Archbishop Cupich said that Jesus invites us “to deal with the tension involved in change, not dismissively but in a creative way, and to challenge each other to do so.”
“Maybe, we hear that challenge today as a call to leave behind our comforting convictions that episodic Sunday Mass attendance is good enough, that we don’t really have to change our habitual bad behavior, our unhealthy dependencies, our inordinate attachments, because we can get by as we are, because they have not gotten us into any serious trouble yet, or just because we are afraid of the unknown,” he said.
“Pope Francis is giving voice to this invitation in our day, by inviting the Church to come and walk with Christ, as he is always doing something new,” he continued. “It is an invitation to leave behind the comfort of going the familiar way. He is challenging us to recognize that Christ is always inviting us to more, to greater things.”
Jesus’ communion is “not for the perfect” but “for the salvation of souls, for the lost, the forlorn, and those who are adrift.”
The archbishop said that the Church is called to be faithful to its mission “by putting aside her fears and the allure of false securities, and leap into the turbulent but creative waters of life in the world with the guidance of God and the charge of the Gospel.”
Archbishop Cupich said the U.S. bishops’ conference is inviting the United States “to protect the vulnerable, the poor and the weak, to treat immigrants with justice and dignity, to respect life and to be good stewards of creation.”
He also gave thanks in his homily for family, immigrants, Native Americans and religious sisters, saying they have “shaped so much of our faith, our lives and my ministry.”

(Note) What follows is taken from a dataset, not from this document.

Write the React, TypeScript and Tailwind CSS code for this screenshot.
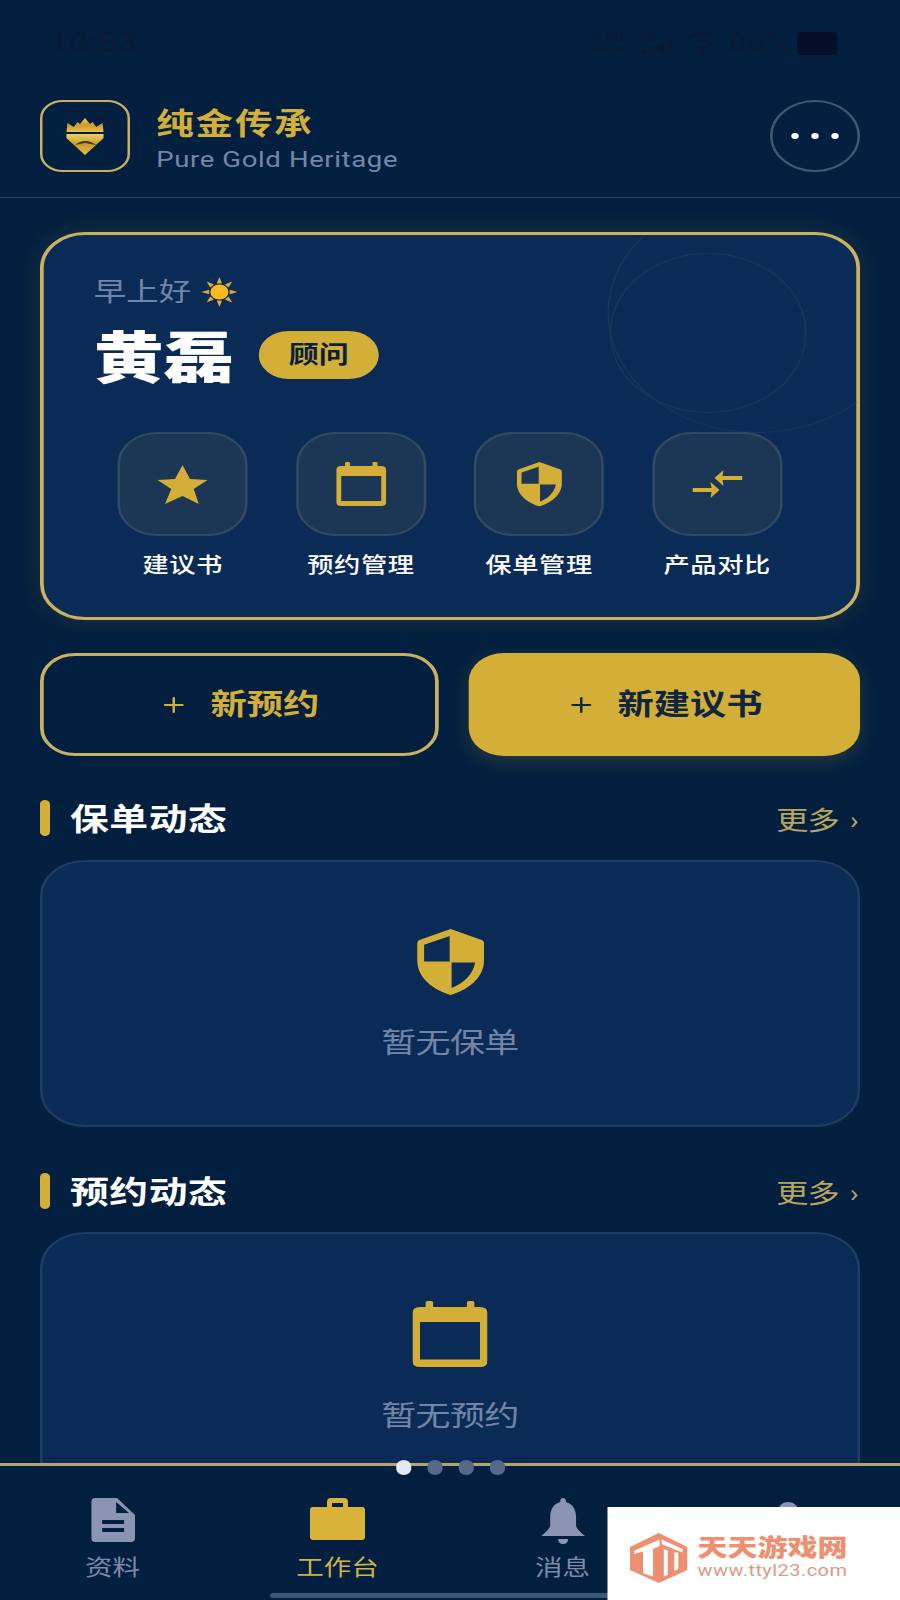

The Archdiocese of Chicago has about 2.2 million Catholics who make up 37 percent of the population. The Chicago archdiocese has 356 parishes with many Masses in Spanish, Polish and other languages. The archdiocese has 771 active and retired diocesan priests, over 500 deacons, 674 religious priests, over 200 religious brothers and almost 1,700 women religious. The archdiocese has more than 200 elementary schools and 37 secondary schools, in addition to three seminaries.